Wir sind in der gleichen Situation wie im November. Was hat es gebracht? – Gar nichts. (Ruf bei der ÖVP: Das stimmt ja nicht!) Von den Menschen wird Eigenverantwortung gefordert. Es wird gefordert, dass sie ihre Sozialkontakte einschränken, dass sie brav zu Hause bleiben, dass sie sich nicht über Arbeitslosigkeit beschweren. Kurzarbeit ist die Lösung aller Dinge; wir haben einen Wettbewerb zwischen Arbeitslosen und Leuten, die mit null Arbeitszeit in Kurzarbeit sind. – Das ist keine korrekte Umsetzung einer Strategie in einer Notlage.

Wir sind in einer Notlage. Wir müssen dieser Notlage geschlossen begegnen und wir müssen vor allem zusammenstehen, auch andere Ideen sowie andere Gedankenansät­ze goutieren und vielleicht auch in einen Konsultationsprozess übergehen.

Es gibt ja auch zum Beispiel in einer normalen Gemeinde, die für ihre Bevölkerung etwas übrig hat, einen Krisenstab. Der besteht aber nicht nur aus dem Bürgermeister und der stärksten Partei, sondern der besteht aus allen, die etwas beitragen können. Ich verstehe nicht, woher Ihr Hochmut, Ihr Übermut, Ihre Besserwisserei kommen. Wir alle wissen genau gleich viel, und die einzige Chance, die wir haben, ist eine gute Umsetzung – jeden Tag zu jedem Zeitpunkt für jeden Menschen!
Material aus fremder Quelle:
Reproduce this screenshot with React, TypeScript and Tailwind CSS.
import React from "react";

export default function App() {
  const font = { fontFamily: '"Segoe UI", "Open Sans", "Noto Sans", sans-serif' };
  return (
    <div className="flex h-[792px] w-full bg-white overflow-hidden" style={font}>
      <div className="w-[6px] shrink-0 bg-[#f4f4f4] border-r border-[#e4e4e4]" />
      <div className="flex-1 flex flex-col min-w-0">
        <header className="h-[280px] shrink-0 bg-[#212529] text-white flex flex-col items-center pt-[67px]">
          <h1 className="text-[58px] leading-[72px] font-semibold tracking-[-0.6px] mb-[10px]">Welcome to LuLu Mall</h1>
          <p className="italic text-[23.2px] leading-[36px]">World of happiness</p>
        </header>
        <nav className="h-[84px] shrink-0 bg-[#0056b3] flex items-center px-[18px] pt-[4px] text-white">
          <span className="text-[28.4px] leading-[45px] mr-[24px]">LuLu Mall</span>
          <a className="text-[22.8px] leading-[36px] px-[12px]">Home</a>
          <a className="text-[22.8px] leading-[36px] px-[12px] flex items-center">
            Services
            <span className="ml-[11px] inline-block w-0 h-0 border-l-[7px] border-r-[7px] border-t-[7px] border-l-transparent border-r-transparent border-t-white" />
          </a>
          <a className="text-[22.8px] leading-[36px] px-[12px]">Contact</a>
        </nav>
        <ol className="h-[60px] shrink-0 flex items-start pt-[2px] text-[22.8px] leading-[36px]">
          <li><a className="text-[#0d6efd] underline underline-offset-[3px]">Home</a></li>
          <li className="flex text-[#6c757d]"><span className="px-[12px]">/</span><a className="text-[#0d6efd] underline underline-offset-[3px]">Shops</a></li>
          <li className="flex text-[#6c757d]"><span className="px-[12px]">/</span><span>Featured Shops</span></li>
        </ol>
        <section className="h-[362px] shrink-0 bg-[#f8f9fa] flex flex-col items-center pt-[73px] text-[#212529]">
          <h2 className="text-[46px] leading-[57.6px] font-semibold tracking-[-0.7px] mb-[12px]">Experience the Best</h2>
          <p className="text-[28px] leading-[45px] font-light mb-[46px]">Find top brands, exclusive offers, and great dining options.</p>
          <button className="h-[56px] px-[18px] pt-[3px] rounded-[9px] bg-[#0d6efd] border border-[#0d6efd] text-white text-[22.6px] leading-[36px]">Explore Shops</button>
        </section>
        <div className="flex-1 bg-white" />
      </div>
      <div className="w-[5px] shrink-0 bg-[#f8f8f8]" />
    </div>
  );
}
Die Menschen sind alle bei der Gesundheitskasse registriert, und sie müssen wissen, wann sie drankommen und ob es eine Möglichkeit gibt, früher dranzukommen, weil et­was übrig bleibt. Die Leute schmeißen die Sachen, die übrig bleiben, weg, weil sie Angst haben, bestraft zu werden, weil das für eine bestimmte Altersgruppe gedacht ist. Wenn eine Dose offen, noch Kontingent zum Verimpfen da ist und sich Menschen zur Verfü­gung stellen, die erreicht werden können, ja, warum nicht? – Das sind die Details, die wichtig sind. (Abg. Hanger: Ich bin ganz überrascht: Die SPÖ kann konstruktive Rede­beiträge!) – Aber, Herr Hanger, ich bin über Sie auch überrascht, dass Sie die letzten Grundlagen Ihrer Erziehung vergessen, wenn Sie mit einer Kollegin von mir reden. (Bei­fall bei SPÖ und NEOS sowie bei Abgeordneten der FPÖ.) Ich rede mit Ihnen als Mann nicht so und ich hätte viel zu sagen. (Zwischenruf des Abg. Hanger.)

Ich möchte wirklich sagen, wenn sich der Herr Bundeskanzler da einmischt und etwas zur Chefsache macht, war das früher manchmal sehr konstruktiv, aber in letzter Zeit, das müssen Sie selber zugeben, geht die Performance mit der EU (Abg. Hanger: Sie können das blitzschnell ändern in ...!) – ich habe sehr lange für die EU gearbeitet und ich kann Ihnen das sagen – gar nicht. (Neuerlicher Zwischenruf des Abg. Hanger.) Es gibt die Diplomatie. (Zwischenrufe der Abgeordneten Belakowitsch und Heinisch-Hosek.) Wenn der Herr Bundeskanzler es nicht kann, dann soll er sich beraten lassen. (Zwi­schenruf des Abg. Angerer.) Empathie, Umsetzung, Krisenmanagement und gute Politik kann er nicht, es tut mir leid. (Anhaltender Beifall bei der SPÖ.)

17.42

Präsident Mag. Wolfgang Sobotka: Zu Wort gemeldet ist Herr Abgeordneter Wurm. – Bitte.